Caio Hess · June 17, 2015 at 1:59 am
Hi Suduiko! Thank you so much for the article and for your response. You made a perfectly valid point by differentiating the two types of games cited, i.e., Earthbound, Kingdom Hearts, Zelda versus FFVII, Zelda. For instance, the different places of Eagleland don’t represent aspects Ness’ mind, neither they serve as a quest to collect pieces of a shattered self.
Caio Hess · July 8, 2015 at 3:38 pm
Hi Suduiko! Thank you so much for this analysis, and for creating With A Terrible Fate. I first came upon your website after seeing your Buddhist approach on Majora’s Mask on my news feed on Facebook, and I found it a wonderful read! I was thinking about our last exchange, and I couldn’t stop myself from thinking what were your take on Your Sanctuary locations, in Earthbound. As off-topic as this may sound, what I think is that it offers us a glimpse of future role-playing games using the game structure to represent the recollection of a shattered self, like Ness reminiscing about his past each time he beats a boss and collects another fragment of the song.

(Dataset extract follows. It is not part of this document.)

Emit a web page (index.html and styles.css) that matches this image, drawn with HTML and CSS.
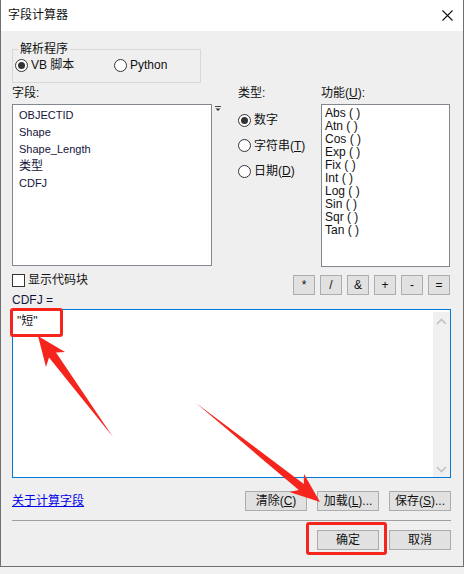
FILE: index.html
```html
<!DOCTYPE html>
<html lang="zh-CN">
<head>
<meta charset="utf-8">
<title>字段计算器</title>
<link rel="stylesheet" href="styles.css">
</head>
<body>
<div class="window">
  <div class="titlebar">
    <span class="title">字段计算器</span>
    <svg class="close" width="11" height="11" viewBox="0 0 11 11"><path d="M0.5 0.5 L10.5 10.5 M10.5 0.5 L0.5 10.5" stroke="#111" stroke-width="1.1" fill="none"/></svg>
  </div>
  <div class="content">
    <fieldset class="parser">
      <legend>解析程序</legend>
      <div class="parser-row">
        <label class="opt vb"><span class="rb checked"></span><span>VB 脚本</span></label>
        <label class="opt"><span class="rb"></span><span>Python</span></label>
      </div>
    </fieldset>

    <div class="main">
      <div class="lbl c1">字段:</div>
      <div class="lbl c3">类型:</div>
      <div class="lbl c4">功能(<u>U</u>):</div>

      <div class="listbox fieldlist">
        <div class="fi">OBJECTID</div>
        <div class="fi">Shape</div>
        <div class="fi">Shape_Length</div>
        <div class="fi cjk">类型</div>
        <div class="fi">CDFJ</div>
      </div>
      <div class="dropmark"><svg width="6" height="6" viewBox="0 0 6 6"><path d="M0 0.5 H6" stroke="#444" stroke-width="1"/><path d="M0.5 2.5 H5.5 L3 5 Z" fill="#333"/></svg></div>
      <div class="types">
        <label class="opt trow"><span class="rb checked"></span><span>数字</span></label>
        <label class="opt trow"><span class="rb"></span><span>字符串(<u>T</u>)</span></label>
        <label class="opt trow"><span class="rb"></span><span>日期(<u>D</u>)</span></label>
      </div>
      <div class="listbox funclist">
        <div class="fn">Abs ( )</div>
        <div class="fn">Atn ( )</div>
        <div class="fn">Cos ( )</div>
        <div class="fn">Exp ( )</div>
        <div class="fn">Fix ( )</div>
        <div class="fn">Int ( )</div>
        <div class="fn">Log ( )</div>
        <div class="fn">Sin ( )</div>
        <div class="fn">Sqr ( )</div>
        <div class="fn">Tan ( )</div>
      </div>

      <div class="below-left">
        <label class="check"><span class="box"></span><span>显示代码块</span></label>
        <div class="exprlbl">CDFJ =</div>
      </div>
      <div class="ops">
        <button class="op">*</button>
        <button class="op">/</button>
        <button class="op">&amp;</button>
        <button class="op">+</button>
        <button class="op">-</button>
        <button class="op">=</button>
      </div>
    </div>

    <div class="expr">
      <div class="expr-text">"短"</div>
      <div class="scroll">
        <svg width="11" height="7" viewBox="0 0 11 7"><path d="M1 6 L5.5 1.5 L10 6" stroke="#c2c2c2" stroke-width="1.6" fill="none"/></svg>
        <svg width="11" height="7" viewBox="0 0 11 7"><path d="M1 1 L5.5 5.5 L10 1" stroke="#c2c2c2" stroke-width="1.6" fill="none"/></svg>
      </div>
    </div>

    <div class="actions">
      <a class="link" href="#">关于计算字段</a>
      <div class="btns">
        <button class="btn">清除(<u>C</u>)</button>
        <button class="btn">加载(<u>L</u>)...</button>
        <button class="btn">保存(<u>S</u>)...</button>
      </div>
    </div>

    <div class="sep"></div>

    <div class="final">
      <button class="btn">确定</button>
      <button class="btn">取消</button>
    </div>
  </div>

  <div class="mark mark-text"></div>
  <div class="mark mark-ok"></div>
  <svg class="arrows" width="464" height="574" viewBox="0 0 464 574">
    <polygon points="38,336 65,352 56,352.5 113,437 49,357.5 46,367" fill="#f5241c"/>
    <polygon points="320,502 289.5,492 298.8,490.1 196,403 303.8,483.9 304,474" fill="#f5241c"/>
  </svg>
</div>
</body>
</html>
```

FILE: styles.css
```css
* { box-sizing: border-box; }

body {
  margin: 0;
  background: #f0f0f0;
  font-family: "Liberation Sans", "Noto Sans CJK SC", sans-serif;
  font-size: 12px;
  color: #111;
}

.window {
  position: relative;
  width: 464px;
  height: 567px;
  background: #efefef;
  border-left: 1px solid #707070;
  border-right: 1px solid #707070;
  border-bottom: 1px solid #707070;
}

.titlebar {
  height: 31px;
  background: #fff;
  display: flex;
  align-items: center;
  justify-content: space-between;
  padding: 0 10px 1px 7px;
}
.title { font-size: 12px; line-height: 14px; }
.close { display: block; }

.content {
  padding: 0 12px 0 11px;
}

/* parser group */
.parser {
  margin: 11px 0 0 0;
  width: 189px;
  padding: 0 2px 9px 2px;
  border: 1px solid #d8d8d8;
}
.parser legend {
  margin-left: 3px;
  padding: 0 2px;
  font-size: 12px;
  line-height: 14px;
}
.parser-row {
  display: flex;
  align-items: center;
  height: 17px;
  padding-top: 1px;
}
.opt {
  display: flex;
  align-items: center;
  gap: 3px;
  line-height: 14px;
  white-space: nowrap;
}
.vb { width: 99px; }

.rb {
  position: relative;
  display: inline-block;
  width: 13px;
  height: 13px;
  border: 1px solid #333;
  border-radius: 50%;
  background: #fff;
  flex: none;
}
.rb.checked::after {
  content: "";
  position: absolute;
  left: 2px;
  top: 2px;
  width: 7px;
  height: 7px;
  border-radius: 50%;
  background: #333;
}

/* main grid */
.main {
  display: grid;
  grid-template-columns: 200px 26px 83px 129px;
  grid-template-rows: 16px auto auto;
  row-gap: 0;
  margin-top: 2px;
}
.lbl { line-height: 16px; font-size: 12px; }
.c1 { grid-column: 1; grid-row: 1; }
.c3 { grid-column: 3; grid-row: 1; }
.c4 { grid-column: 4; grid-row: 1; }

.listbox {
  background: #fff;
  border: 1px solid #828790;
  margin-top: 3px;
}
.fieldlist {
  grid-column: 1;
  grid-row: 2;
  height: 162px;
  padding: 2px 0 0 6px;
}
.fi {
  font-size: 11px;
  line-height: 17px;
  color: #15153a;
}
.fi.cjk { font-size: 12px; }

.dropmark {
  grid-column: 2;
  grid-row: 2;
  padding: 5px 0 0 3px;
}
.dropmark svg { display: block; }

.types {
  grid-column: 3;
  grid-row: 2;
  display: flex;
  flex-direction: column;
  gap: 5.5px;
  padding-top: 9px;
}
.trow { height: 20px; }

.funclist {
  grid-column: 4;
  grid-row: 2;
  height: 163px;
  padding: 2px 0 0 3px;
}
.fn {
  font-size: 12px;
  line-height: 13px;
  color: #111;
}

.below-left {
  grid-column: 1 / 3;
  grid-row: 3;
  padding-top: 6px;
}
.check {
  display: flex;
  align-items: center;
  gap: 3px;
  height: 14px;
  line-height: 14px;
}
.box {
  width: 13px;
  height: 13px;
  border: 1px solid #333;
  background: #fff;
  flex: none;
}
.exprlbl {
  margin-top: 5px;
  line-height: 16px;
  color: #15153a;
}

.ops {
  grid-column: 3 / 5;
  grid-row: 3;
  justify-self: end;
  align-self: start;
  display: flex;
  gap: 5px;
  margin-top: 8px;
}
.op {
  width: 22px;
  height: 20px;
  padding: 0;
  background: #e1e1e1;
  border: 1px solid #adadad;
  font-family: "Liberation Sans", sans-serif;
  font-size: 12px;
  color: #111;
}

/* expression */
.expr {
  margin-top: 1px;
  height: 169px;
  border: 1px solid #0078d7;
  background: #fff;
  display: flex;
}
.expr-text {
  flex: 1;
  padding: 3px 4px;
  line-height: 16px;
  font-size: 12px;
}
.scroll {
  width: 17px;
  background: #f0f0f0;
  margin: 2px 0 0 0;
  display: flex;
  flex-direction: column;
  justify-content: space-between;
  align-items: center;
  padding: 6px 0 4px;
}
.scroll svg { display: block; }

/* actions */
.actions {
  margin-top: 13px;
  height: 20px;
  display: flex;
  align-items: center;
  justify-content: space-between;
}
.link {
  color: #0000ee;
  text-decoration: underline;
  font-size: 12px;
  line-height: 14px;
}
.btns, .final {
  display: flex;
  gap: 10px;
}
.btn {
  width: 62px;
  height: 20px;
  padding: 0;
  background: #e1e1e1;
  border: 1px solid #adadad;
  font-family: "Liberation Sans", "Noto Sans CJK SC", sans-serif;
  font-size: 12px;
  line-height: 14px;
  color: #111;
}

.sep {
  margin-top: 9px;
  border-top: 1px solid #a0a0a0;
}

.final {
  margin-top: 9px;
  justify-content: flex-end;
}

/* overlays */
.mark {
  position: absolute;
  border: 3px solid #f5241c;
  border-radius: 3px;
}
.mark-text { left: 9px; top: 308px; width: 53px; height: 29px; }
.mark-ok { left: 305px; top: 522px; width: 81px; height: 33px; }

.arrows {
  position: absolute;
  left: -1px;
  top: 0;
  pointer-events: none;
}
```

E.g. ‘Ness saw himself as a baby,’ (sic) ‘Ness saw himself playing with King,’ (sic) etc.
P.S. Having read the Dathen Boccabella’s take on Majora’s Mask and The Five Stages of Grief around two years ago, if I recall correctly, it is not as if Link had died and the game is about him trying to cope with his own death, but his grief is related to him missing his friend Navi, [spoiler] who left him in the end of OoT. [/spoiler] In Brazil we have a word to describe the missing of someone, in the expression ‘sentir saudades.’ As someone described it, the word ‘saudades’ can be translated as the ‘love that remains’ after the departure of a loved one. 🙂 I wonder if I could say Majora’s Mask is all about ‘sentir saudades.’
P.P.S. I’d also like to recommend Tevis Thompson’s take on Zelda games in his beautiful essay ‘Saving Zelda.’
suduiko · July 9, 2015 at 2:03 pm
Great to hear from you again, Caio. Very glad you’re enjoying my work. I think that you are right on the money to zero in on “Earthbound” as a genre-defining game; I have my own thoughts on it, but am going to prescind from saying more about it here — it would be too much to fit into one comment. But: keep your eyes open, and you might just see an article about “Earthbound” on WaTF some time soon.
To clarify, when I spoke about the theory of Link being dead, I was referring to the internet theory popularized by the YouTube channel Game Theory, in which it is argued that Link is in fact dead (a theory, by the way, which I find horribly confused and misguided). You can check it out here if you’re interested: https://www.youtube.com/watch?v=7S1SVkysIRw. You’re absolutely right that a theory about Termina representing the stages of grief doesn’t commit you to a view of Link as dead in the game; and, while I’m not convinced that Termina is literally meant to represent the stages of grief, I certainly see the merit to a view of its story telling the tale of Link coping with the loss of Navi. That view is pretty explicit within the game, and I think the narrative does a masterful job of helping the player, along with Link, come to terms with that loss.
I have not read the Thompson essay you mentioned, but I will certainly take a look now that you’ve mentioned it.
Thanks again for reading and commenting on my work — I do hope you continue to do so in the future.